The marketing of "Cars"

I finally saw "Cars". The name of the movie, and the characters, had led me to understand that the movie was based in the racing world.

Yes, the movie starts and ends on the oval. maybe the people in charge of advertising and marketing the movie aimed to draw the NASCAR crowd to the theatre. I'm not a fan of the continuous left-hand turn, so I took a while to get into a theatre to see the film.

While the main character is a race car, the movie takes place in the American badlands. Not about racing, the film is an homage to the sights we don't see anymore as we drive interstates from urban center to urban center. (Yes, I prefer to spell the words "theatre" and "center". Yes, it's inconsistent. Deal with it.)

The end credits of "Cars" indicate this with long lists of thank-yous to out-of-the-way people, places, and attractions.

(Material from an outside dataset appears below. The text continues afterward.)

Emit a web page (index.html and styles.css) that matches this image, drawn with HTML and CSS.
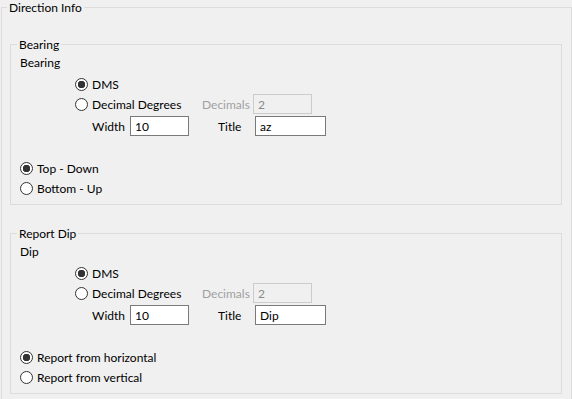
FILE: index.html
```html
<!DOCTYPE html>
<html lang="en">
  <head>
    <meta charset="utf-8" />
    <title>Direction Info</title>
    <link rel="stylesheet" href="styles.css">
  </head>
  <body>
    <fieldset class="group outer">
      <legend>Direction Info</legend>

      <fieldset class="group section">
        <legend>Bearing</legend>
        <div class="caption">Bearing</div>
        <div class="format">
          <label class="option"><input type="radio" name="b-fmt" checked>DMS</label>
          <div class="row">
            <label class="option wide"><input type="radio" name="b-fmt">Decimal Degrees</label>
            <span class="field-label decimals disabled">Decimals</span>
            <input class="text small" type="text" value="2" disabled>
          </div>
          <div class="row fields">
            <span class="field-label width-label">Width</span>
            <input class="text small" type="text" value="10">
            <span class="field-label title-label">Title</span>
            <input class="text title" type="text" value="az">
          </div>
        </div>
        <div class="direction">
          <label class="option"><input type="radio" name="b-dir" checked>Top - Down</label>
          <label class="option"><input type="radio" name="b-dir">Bottom - Up</label>
        </div>
      </fieldset>

      <fieldset class="group section">
        <legend>Report Dip</legend>
        <div class="caption">Dip</div>
        <div class="format">
          <label class="option"><input type="radio" name="d-fmt" checked>DMS</label>
          <div class="row">
            <label class="option wide"><input type="radio" name="d-fmt">Decimal Degrees</label>
            <span class="field-label decimals disabled">Decimals</span>
            <input class="text small" type="text" value="2" disabled>
          </div>
          <div class="row fields">
            <span class="field-label width-label">Width</span>
            <input class="text small" type="text" value="10">
            <span class="field-label title-label">Title</span>
            <input class="text title" type="text" value="Dip">
          </div>
        </div>
        <div class="direction">
          <label class="option"><input type="radio" name="d-dir" checked>Report from horizontal</label>
          <label class="option"><input type="radio" name="d-dir">Report from vertical</label>
        </div>
      </fieldset>
    </fieldset>
  </body>
</html>
```

FILE: styles.css
```css
/* Windows-style options dialog */
*,
*::before,
*::after {
  box-sizing: border-box;
}

body {
  background: #f0f0f0;
  color: #000;
  font-family: Lato, "Liberation Sans", sans-serif;
  font-size: 12px;
  margin: 0;
  padding: 0 0 0 1px;
}

.group {
  border: 1px solid #dcdcdc;
  margin: 0;
  min-width: 0;
}

.group legend {
  line-height: 15px;
  margin-left: -3px;
  padding: 0 2px;
}

.outer {
  padding: 0 9px 12px 8px;
}

.section {
  margin-top: 22px;
  padding: 0 8px 6px 9px;
}

.section + .section {
  margin-top: 21px;
}

.caption {
  line-height: 14px;
  margin-top: 4px;
}

.format {
  margin-top: 4px;
  padding-left: 55px;
}

.row {
  align-items: center;
  display: flex;
  height: 20px;
}

.fields {
  margin-top: 2px;
}

.option {
  align-items: center;
  display: flex;
  gap: 4px;
  height: 20px;
}

.option input {
  appearance: none;
  background: #fff;
  border: 1px solid #333;
  border-radius: 50%;
  flex: none;
  height: 13px;
  margin: 0;
  width: 13px;
}

.option input:checked {
  background: radial-gradient(circle, #333 0 3.5px, #fff 4px);
}

.wide {
  width: 127px;
}

.field-label {
  flex: none;
}

.decimals {
  width: 51px;
}

.disabled {
  color: #a0a0a0;
}

.width-label {
  padding-right: 5px;
  text-align: right;
  width: 55px;
}

.title-label {
  padding-left: 29px;
  width: 66px;
}

.text {
  background: #fff;
  border: 1px solid #7a7a7a;
  color: #000;
  font: inherit;
  height: 20px;
  margin: 0;
  padding: 0 4px;
}

.text:disabled {
  background: #f0f0f0;
  border-color: #cccccc;
  color: #8a8a8a;
}

.small {
  width: 59px;
}

.title {
  width: 71px;
}

.direction {
  margin-top: 22px;
}
```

The folks who made this movie love that land. So do I. The animated vistas enthralled me, reminded me of the times I've spent driving across Utah and walking through Montana.

About a week ago, I watched "The World's Fastest Indian", which shares the same love of wasteland/badland/desert scrub, the folks who live there, and their - ugh - values. Those values are an American myth - in the sense of a shared story, not a falsehood.

Disney has a series of videos at its "Cars" Web site. Look for the one titled "Kickin' in on Route 66". You see the moviemakers beginning to grasp the myth on a personal level.

My favourite in-joke in the movie is unusual for its irrelevance to Pixar (for those, see Wikipedia). It's the "Serpentine, serpentine!" line borrowed from "The In-Laws" (the 1979 original). I was the only person in the theatre to crack up at that.

The movie's original title was "Route 66". See, that worked. "Cars" is too generic, and with a lead character covered in racing stickers, it misleads the potential audience. This isn't a movie about cars or racing. It's a movie about the abandoned territories we often now call flyover land.